→ Front-end source files:
- - -

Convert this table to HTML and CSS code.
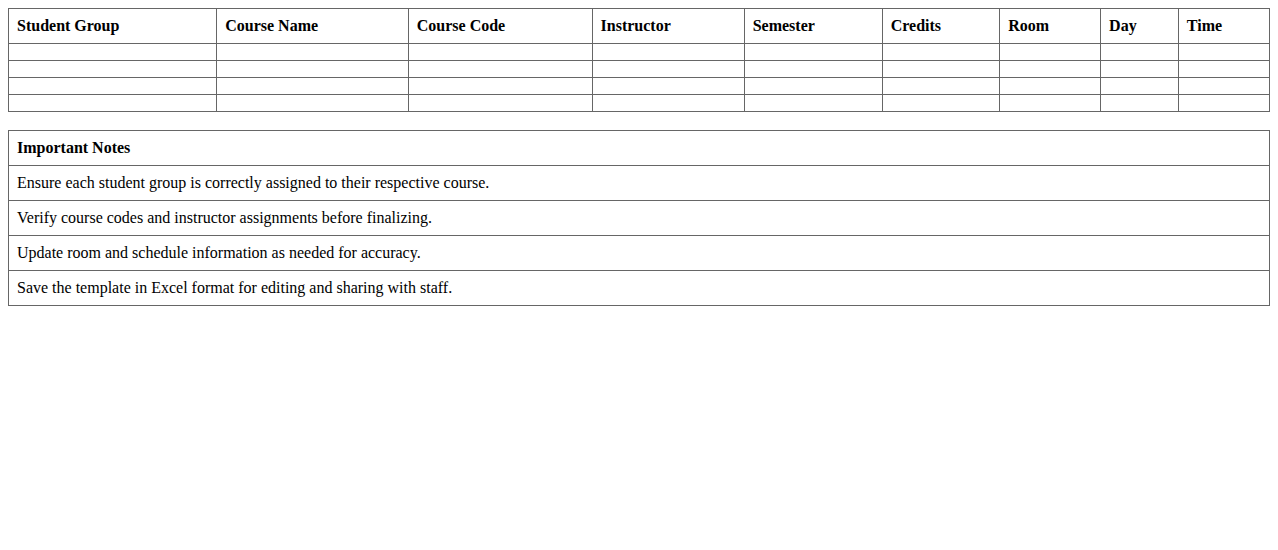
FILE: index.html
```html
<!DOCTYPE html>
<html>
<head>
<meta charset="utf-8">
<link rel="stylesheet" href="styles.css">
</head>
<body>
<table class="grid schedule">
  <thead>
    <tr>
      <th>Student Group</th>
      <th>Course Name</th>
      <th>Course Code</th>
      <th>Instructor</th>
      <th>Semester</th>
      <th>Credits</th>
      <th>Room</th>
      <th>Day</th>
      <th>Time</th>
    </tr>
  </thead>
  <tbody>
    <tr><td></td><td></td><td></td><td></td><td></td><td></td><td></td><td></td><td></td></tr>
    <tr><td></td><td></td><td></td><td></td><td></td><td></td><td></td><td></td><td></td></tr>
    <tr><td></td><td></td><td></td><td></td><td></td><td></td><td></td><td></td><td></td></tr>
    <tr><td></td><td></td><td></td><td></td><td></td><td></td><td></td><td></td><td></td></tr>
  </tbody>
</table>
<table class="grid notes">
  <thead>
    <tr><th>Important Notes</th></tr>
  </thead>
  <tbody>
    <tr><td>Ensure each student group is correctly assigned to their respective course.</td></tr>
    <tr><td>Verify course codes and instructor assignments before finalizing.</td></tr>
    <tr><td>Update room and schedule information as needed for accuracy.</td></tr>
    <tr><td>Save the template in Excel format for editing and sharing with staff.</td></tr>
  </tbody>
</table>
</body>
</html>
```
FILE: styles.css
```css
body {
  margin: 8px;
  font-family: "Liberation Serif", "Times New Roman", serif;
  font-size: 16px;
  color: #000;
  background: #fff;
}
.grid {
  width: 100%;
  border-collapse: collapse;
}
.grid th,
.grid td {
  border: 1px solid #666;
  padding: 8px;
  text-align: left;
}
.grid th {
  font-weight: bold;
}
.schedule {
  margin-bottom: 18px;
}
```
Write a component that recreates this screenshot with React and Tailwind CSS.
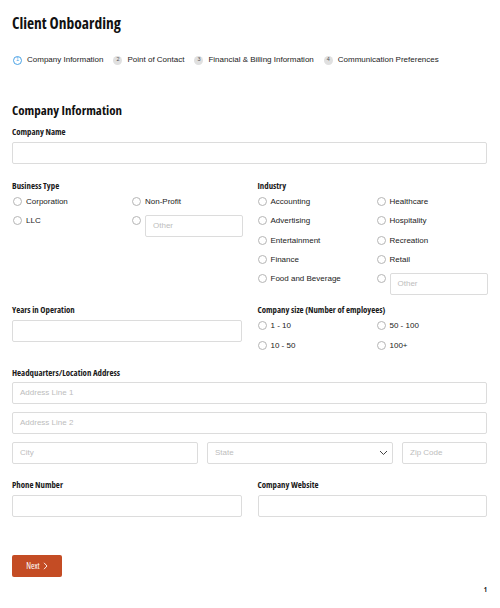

- - -

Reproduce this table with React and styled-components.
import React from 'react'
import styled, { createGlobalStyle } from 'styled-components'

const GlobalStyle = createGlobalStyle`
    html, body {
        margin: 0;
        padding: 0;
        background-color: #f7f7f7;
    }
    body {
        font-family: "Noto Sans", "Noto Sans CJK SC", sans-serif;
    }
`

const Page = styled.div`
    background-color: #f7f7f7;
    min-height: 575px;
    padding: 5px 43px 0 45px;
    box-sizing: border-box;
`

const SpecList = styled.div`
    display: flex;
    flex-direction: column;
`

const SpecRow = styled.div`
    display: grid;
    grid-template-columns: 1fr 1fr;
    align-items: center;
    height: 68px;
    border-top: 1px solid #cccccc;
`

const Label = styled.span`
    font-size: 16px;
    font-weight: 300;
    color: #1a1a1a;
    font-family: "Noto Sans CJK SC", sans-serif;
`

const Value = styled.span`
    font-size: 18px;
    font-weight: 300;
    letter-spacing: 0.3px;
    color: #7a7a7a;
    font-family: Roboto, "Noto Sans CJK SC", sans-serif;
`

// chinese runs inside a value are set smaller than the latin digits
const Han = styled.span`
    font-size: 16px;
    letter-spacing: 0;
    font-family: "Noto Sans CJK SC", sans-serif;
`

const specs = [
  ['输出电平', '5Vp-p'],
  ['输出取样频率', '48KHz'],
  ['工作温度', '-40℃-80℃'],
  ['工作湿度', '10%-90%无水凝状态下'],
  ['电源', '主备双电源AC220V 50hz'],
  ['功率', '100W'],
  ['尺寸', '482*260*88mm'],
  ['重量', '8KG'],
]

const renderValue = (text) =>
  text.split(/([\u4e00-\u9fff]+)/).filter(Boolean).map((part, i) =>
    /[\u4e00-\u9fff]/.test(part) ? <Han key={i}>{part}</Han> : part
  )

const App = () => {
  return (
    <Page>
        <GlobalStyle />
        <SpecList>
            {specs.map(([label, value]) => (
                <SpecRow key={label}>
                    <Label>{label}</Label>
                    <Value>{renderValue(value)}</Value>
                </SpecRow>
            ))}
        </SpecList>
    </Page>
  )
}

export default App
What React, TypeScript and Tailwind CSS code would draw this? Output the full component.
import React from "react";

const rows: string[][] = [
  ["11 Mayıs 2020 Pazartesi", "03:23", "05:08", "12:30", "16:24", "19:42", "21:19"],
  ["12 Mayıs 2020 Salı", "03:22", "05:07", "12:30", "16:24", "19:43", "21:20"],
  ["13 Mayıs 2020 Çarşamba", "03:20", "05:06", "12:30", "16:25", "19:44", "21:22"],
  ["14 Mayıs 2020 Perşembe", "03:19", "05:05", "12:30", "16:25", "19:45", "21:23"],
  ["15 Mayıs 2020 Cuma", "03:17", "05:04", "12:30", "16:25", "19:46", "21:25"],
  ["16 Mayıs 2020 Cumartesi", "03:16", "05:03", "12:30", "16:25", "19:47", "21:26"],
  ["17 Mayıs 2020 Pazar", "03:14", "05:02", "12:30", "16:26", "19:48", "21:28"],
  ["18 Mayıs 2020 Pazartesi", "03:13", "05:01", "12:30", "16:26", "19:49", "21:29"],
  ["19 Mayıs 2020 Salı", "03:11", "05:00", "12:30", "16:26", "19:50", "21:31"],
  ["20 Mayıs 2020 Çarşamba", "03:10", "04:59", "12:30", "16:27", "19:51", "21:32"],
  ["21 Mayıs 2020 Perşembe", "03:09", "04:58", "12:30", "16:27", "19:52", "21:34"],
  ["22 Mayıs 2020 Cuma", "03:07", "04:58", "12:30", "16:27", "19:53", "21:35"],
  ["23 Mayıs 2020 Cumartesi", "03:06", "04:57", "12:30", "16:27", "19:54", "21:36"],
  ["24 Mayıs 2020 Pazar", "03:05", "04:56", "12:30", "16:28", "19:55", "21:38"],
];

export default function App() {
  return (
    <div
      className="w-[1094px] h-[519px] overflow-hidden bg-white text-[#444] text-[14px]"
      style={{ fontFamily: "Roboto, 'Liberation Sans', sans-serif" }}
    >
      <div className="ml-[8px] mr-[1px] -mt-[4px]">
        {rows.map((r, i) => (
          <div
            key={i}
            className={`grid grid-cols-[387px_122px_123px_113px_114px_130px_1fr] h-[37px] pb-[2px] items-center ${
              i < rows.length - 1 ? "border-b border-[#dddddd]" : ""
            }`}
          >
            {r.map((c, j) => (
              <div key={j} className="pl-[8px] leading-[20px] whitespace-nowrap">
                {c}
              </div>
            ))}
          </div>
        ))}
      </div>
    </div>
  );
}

- - -

Ascertain the number of lines in the entries that include the word "components", and report only that number.

2